Exercise brief: All of the data that follows should be retyped exactly, please, except the pictures.

[Begin Data]

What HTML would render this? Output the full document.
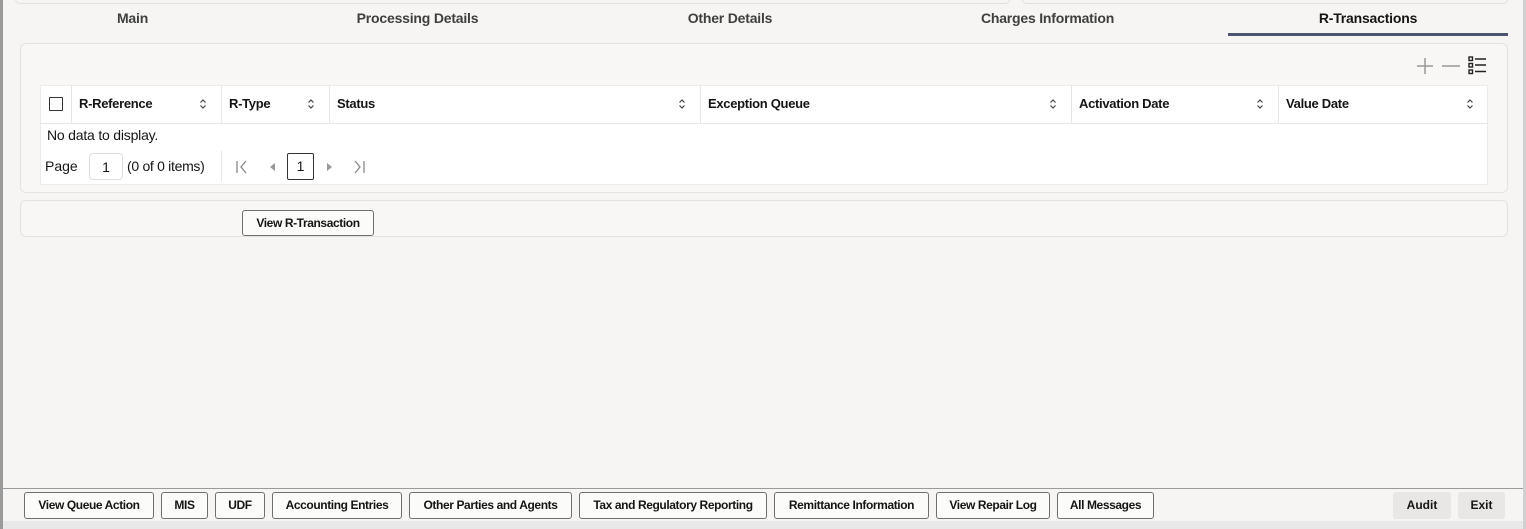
<!DOCTYPE html>
<html><head><meta charset="utf-8"><style>
*{box-sizing:border-box;margin:0;padding:0}
body{width:1526px;height:529px;overflow:hidden;background:#f6f5f3;font-family:"Liberation Sans",sans-serif;color:#161513;position:relative;font-size:13px}
.a{position:absolute}
.lb{left:0;top:0;width:3px;height:529px;background:#9a9a9a}
.rb{left:1523px;top:0;width:3px;height:529px;background:#d0d0d0}
.tab{top:10px;font-size:14px;font-weight:bold;color:#3f3f3d;text-align:center;letter-spacing:-0.2px}
.panel{background:#f8f7f5;border:1px solid #e4e2de;border-radius:6px}
.th{top:85px;height:38px;line-height:38px;font-weight:bold;font-size:13px;border-right:1px solid #e6e6e6;padding-left:7px;letter-spacing:-0.3px}
.sort{position:absolute;right:14px;top:13px}
.btn{top:492px;height:27px;line-height:25px;border:1px solid #6f6f6f;border-radius:3px;background:#fbfbfa;text-align:center;font-size:12px;font-weight:bold;letter-spacing:-0.4px;white-space:nowrap}
.gb{top:492px;height:27px;line-height:27px;background:#e8e7e5;border-radius:3px;text-align:center;font-weight:bold;font-size:12px}
</style></head><body>
<div class="a lb"></div><div class="a rb"></div>
<div class="a" style="left:15px;top:-6px;width:995px;height:10px;border:1px solid #e2e0dc;border-radius:5px"></div>
<div class="a" style="left:1022px;top:-6px;width:486px;height:10px;border:1px solid #e2e0dc;border-radius:5px"></div>
<div class="a tab" style="left:60px;width:145px">Main</div>
<div class="a tab" style="left:330px;width:175px">Processing Details</div>
<div class="a tab" style="left:650px;width:160px">Other Details</div>
<div class="a tab" style="left:960px;width:175px">Charges Information</div>
<div class="a tab" style="left:1228px;width:280px;color:#161513">R-Transactions</div>
<div class="a" style="left:1228px;top:33px;width:280px;height:3px;background:#4c5670"></div>

<div class="a panel" style="left:20px;top:43px;width:1488px;height:150px"></div>
<svg class="a" style="left:1412px;top:54px" width="78" height="22">
<path d="M13 4v16M5 12h16" stroke="#999" stroke-width="1.5"/><path d="M30 12h18" stroke="#999" stroke-width="1.5"/>
<g fill="none" stroke="#222" stroke-width="1.4"><rect x="57" y="3" width="3.5" height="3.5"/><rect x="57" y="9.5" width="3.5" height="3.5"/><rect x="57" y="16" width="3.5" height="3.5"/></g>
<g stroke="#222" stroke-width="1.6"><path d="M63 5h11M63 11h11M63 17.5h11"/></g></svg>
<div class="a" style="left:40px;top:85px;width:1448px;height:100px;background:#fff;border:1px solid #ebebeb"></div>
<div class="a" style="left:40px;top:123px;width:1448px;height:1px;background:#e6e6e6"></div>
<div class="a th" style="left:40px;width:32px"><span style="position:absolute;left:9px;top:12px;width:14px;height:14px;border:1.5px solid #333;border-radius:1px"></span></div>
<div class="a th" style="left:72px;width:150px">R-Reference<svg class="sort" width="8" height="12"><path d="M1.5 4.5L4 2l2.5 2.5M1.5 7.5L4 10l2.5-2.5" fill="none" stroke="#444" stroke-width="1.2"/></svg></div>
<div class="a th" style="left:222px;width:108px">R-Type<svg class="sort" width="8" height="12"><path d="M1.5 4.5L4 2l2.5 2.5M1.5 7.5L4 10l2.5-2.5" fill="none" stroke="#444" stroke-width="1.2"/></svg></div>
<div class="a th" style="left:330px;width:371px">Status<svg class="sort" width="8" height="12"><path d="M1.5 4.5L4 2l2.5 2.5M1.5 7.5L4 10l2.5-2.5" fill="none" stroke="#444" stroke-width="1.2"/></svg></div>
<div class="a th" style="left:701px;width:371px">Exception Queue<svg class="sort" width="8" height="12"><path d="M1.5 4.5L4 2l2.5 2.5M1.5 7.5L4 10l2.5-2.5" fill="none" stroke="#444" stroke-width="1.2"/></svg></div>
<div class="a th" style="left:1072px;width:207px">Activation Date<svg class="sort" width="8" height="12"><path d="M1.5 4.5L4 2l2.5 2.5M1.5 7.5L4 10l2.5-2.5" fill="none" stroke="#444" stroke-width="1.2"/></svg></div>
<div class="a th" style="left:1279px;width:209px;border-right:none">Value Date<svg class="sort" width="8" height="12"><path d="M1.5 4.5L4 2l2.5 2.5M1.5 7.5L4 10l2.5-2.5" fill="none" stroke="#444" stroke-width="1.2"/></svg></div>
<div class="a" style="left:47px;top:127px;font-size:14px;letter-spacing:-0.2px">No data to display.</div>
<div class="a" style="left:45px;top:158px;font-size:14px">Page</div>
<div class="a" style="left:89px;top:153px;width:34px;height:27px;border:1px solid #ddd;border-radius:4px;text-align:center;line-height:27px;font-size:14px">1</div>
<div class="a" style="left:127px;top:158px;font-size:14px;letter-spacing:-0.3px">(0 of 0 items)</div>
<div class="a" style="left:221px;top:151px;width:1px;height:30px;background:#e4e4e4"></div>
<svg class="a" style="left:234px;top:159px" width="140" height="16"><g fill="none" stroke="#888" stroke-width="1.3"><path d="M3 2v12M12 2L7 8l5 6"/><path d="M130 2v12M121 2l5 6-5 6"/></g><path d="M41 4v8l-5-4z" fill="#999"/><path d="M93 4v8l5-4z" fill="#999"/></svg>
<div class="a" style="left:287px;top:153px;width:27px;height:27px;border:1.5px solid #333;border-radius:2px;text-align:center;line-height:25px;font-size:14px">1</div>

<div class="a panel" style="left:20px;top:200px;width:1488px;height:37px"></div>
<div class="a btn" style="left:242px;top:210px;width:132px;height:26px;line-height:24px">View R-Transaction</div>

<div class="a" style="left:3px;top:488px;width:1520px;height:1px;background:#9a9a9a"></div>
<div class="a" style="left:3px;top:521px;width:1520px;height:8px;background:#e8e8e8"></div>
<div class="a btn" style="left:24px;width:130px">View Queue Action</div>
<div class="a btn" style="left:161px;width:47px">MIS</div>
<div class="a btn" style="left:215px;width:50px">UDF</div>
<div class="a btn" style="left:272px;width:130px">Accounting Entries</div>
<div class="a btn" style="left:409px;width:163px">Other Parties and Agents</div>
<div class="a btn" style="left:579px;width:188px">Tax and Regulatory Reporting</div>
<div class="a btn" style="left:774px;width:155px">Remittance Information</div>
<div class="a btn" style="left:936px;width:114px">View Repair Log</div>
<div class="a btn" style="left:1057px;width:97px">All Messages</div>
<div class="a gb" style="left:1393px;width:58px">Audit</div>
<div class="a gb" style="left:1458px;width:47px">Exit</div>
</body></html>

[End Data]

Reply to the task:
What HTML would render this? Output the full document.
<!DOCTYPE html>
<html><head><meta charset="utf-8"><style>
*{box-sizing:border-box;margin:0;padding:0}
body{width:1526px;height:529px;overflow:hidden;background:#f6f5f3;font-family:"Liberation Sans",sans-serif;color:#161513;position:relative;font-size:13px}
.a{position:absolute}
.lb{left:0;top:0;width:3px;height:529px;background:#9a9a9a}
.rb{left:1523px;top:0;width:3px;height:529px;background:#d0d0d0}
.tab{top:10px;font-size:14px;font-weight:bold;color:#3f3f3d;text-align:center;letter-spacing:-0.2px}
.panel{background:#f8f7f5;border:1px solid #e4e2de;border-radius:6px}
.th{top:85px;height:38px;line-height:38px;font-weight:bold;font-size:13px;border-right:1px solid #e6e6e6;padding-left:7px;letter-spacing:-0.3px}
.sort{position:absolute;right:14px;top:13px}
.btn{top:492px;height:27px;line-height:25px;border:1px solid #6f6f6f;border-radius:3px;background:#fbfbfa;text-align:center;font-size:12px;font-weight:bold;letter-spacing:-0.4px;white-space:nowrap}
.gb{top:492px;height:27px;line-height:27px;background:#e8e7e5;border-radius:3px;text-align:center;font-weight:bold;font-size:12px}
</style></head><body>
<div class="a lb"></div><div class="a rb"></div>
<div class="a" style="left:15px;top:-6px;width:995px;height:10px;border:1px solid #e2e0dc;border-radius:5px"></div>
<div class="a" style="left:1022px;top:-6px;width:486px;height:10px;border:1px solid #e2e0dc;border-radius:5px"></div>
<div class="a tab" style="left:60px;width:145px">Main</div>
<div class="a tab" style="left:330px;width:175px">Processing Details</div>
<div class="a tab" style="left:650px;width:160px">Other Details</div>
<div class="a tab" style="left:960px;width:175px">Charges Information</div>
<div class="a tab" style="left:1228px;width:280px;color:#161513">R-Transactions</div>
<div class="a" style="left:1228px;top:33px;width:280px;height:3px;background:#4c5670"></div>

<div class="a panel" style="left:20px;top:43px;width:1488px;height:150px"></div>
<svg class="a" style="left:1412px;top:54px" width="78" height="22">
<path d="M13 4v16M5 12h16" stroke="#999" stroke-width="1.5"/><path d="M30 12h18" stroke="#999" stroke-width="1.5"/>
<g fill="none" stroke="#222" stroke-width="1.4"><rect x="57" y="3" width="3.5" height="3.5"/><rect x="57" y="9.5" width="3.5" height="3.5"/><rect x="57" y="16" width="3.5" height="3.5"/></g>
<g stroke="#222" stroke-width="1.6"><path d="M63 5h11M63 11h11M63 17.5h11"/></g></svg>
<div class="a" style="left:40px;top:85px;width:1448px;height:100px;background:#fff;border:1px solid #ebebeb"></div>
<div class="a" style="left:40px;top:123px;width:1448px;height:1px;background:#e6e6e6"></div>
<div class="a th" style="left:40px;width:32px"><span style="position:absolute;left:9px;top:12px;width:14px;height:14px;border:1.5px solid #333;border-radius:1px"></span></div>
<div class="a th" style="left:72px;width:150px">R-Reference<svg class="sort" width="8" height="12"><path d="M1.5 4.5L4 2l2.5 2.5M1.5 7.5L4 10l2.5-2.5" fill="none" stroke="#444" stroke-width="1.2"/></svg></div>
<div class="a th" style="left:222px;width:108px">R-Type<svg class="sort" width="8" height="12"><path d="M1.5 4.5L4 2l2.5 2.5M1.5 7.5L4 10l2.5-2.5" fill="none" stroke="#444" stroke-width="1.2"/></svg></div>
<div class="a th" style="left:330px;width:371px">Status<svg class="sort" width="8" height="12"><path d="M1.5 4.5L4 2l2.5 2.5M1.5 7.5L4 10l2.5-2.5" fill="none" stroke="#444" stroke-width="1.2"/></svg></div>
<div class="a th" style="left:701px;width:371px">Exception Queue<svg class="sort" width="8" height="12"><path d="M1.5 4.5L4 2l2.5 2.5M1.5 7.5L4 10l2.5-2.5" fill="none" stroke="#444" stroke-width="1.2"/></svg></div>
<div class="a th" style="left:1072px;width:207px">Activation Date<svg class="sort" width="8" height="12"><path d="M1.5 4.5L4 2l2.5 2.5M1.5 7.5L4 10l2.5-2.5" fill="none" stroke="#444" stroke-width="1.2"/></svg></div>
<div class="a th" style="left:1279px;width:209px;border-right:none">Value Date<svg class="sort" width="8" height="12"><path d="M1.5 4.5L4 2l2.5 2.5M1.5 7.5L4 10l2.5-2.5" fill="none" stroke="#444" stroke-width="1.2"/></svg></div>
<div class="a" style="left:47px;top:127px;font-size:14px;letter-spacing:-0.2px">No data to display.</div>
<div class="a" style="left:45px;top:158px;font-size:14px">Page</div>
<div class="a" style="left:89px;top:153px;width:34px;height:27px;border:1px solid #ddd;border-radius:4px;text-align:center;line-height:27px;font-size:14px">1</div>
<div class="a" style="left:127px;top:158px;font-size:14px;letter-spacing:-0.3px">(0 of 0 items)</div>
<div class="a" style="left:221px;top:151px;width:1px;height:30px;background:#e4e4e4"></div>
<svg class="a" style="left:234px;top:159px" width="140" height="16"><g fill="none" stroke="#888" stroke-width="1.3"><path d="M3 2v12M12 2L7 8l5 6"/><path d="M130 2v12M121 2l5 6-5 6"/></g><path d="M41 4v8l-5-4z" fill="#999"/><path d="M93 4v8l5-4z" fill="#999"/></svg>
<div class="a" style="left:287px;top:153px;width:27px;height:27px;border:1.5px solid #333;border-radius:2px;text-align:center;line-height:25px;font-size:14px">1</div>

<div class="a panel" style="left:20px;top:200px;width:1488px;height:37px"></div>
<div class="a btn" style="left:242px;top:210px;width:132px;height:26px;line-height:24px">View R-Transaction</div>

<div class="a" style="left:3px;top:488px;width:1520px;height:1px;background:#9a9a9a"></div>
<div class="a" style="left:3px;top:521px;width:1520px;height:8px;background:#e8e8e8"></div>
<div class="a btn" style="left:24px;width:130px">View Queue Action</div>
<div class="a btn" style="left:161px;width:47px">MIS</div>
<div class="a btn" style="left:215px;width:50px">UDF</div>
<div class="a btn" style="left:272px;width:130px">Accounting Entries</div>
<div class="a btn" style="left:409px;width:163px">Other Parties and Agents</div>
<div class="a btn" style="left:579px;width:188px">Tax and Regulatory Reporting</div>
<div class="a btn" style="left:774px;width:155px">Remittance Information</div>
<div class="a btn" style="left:936px;width:114px">View Repair Log</div>
<div class="a btn" style="left:1057px;width:97px">All Messages</div>
<div class="a gb" style="left:1393px;width:58px">Audit</div>
<div class="a gb" style="left:1458px;width:47px">Exit</div>
</body></html>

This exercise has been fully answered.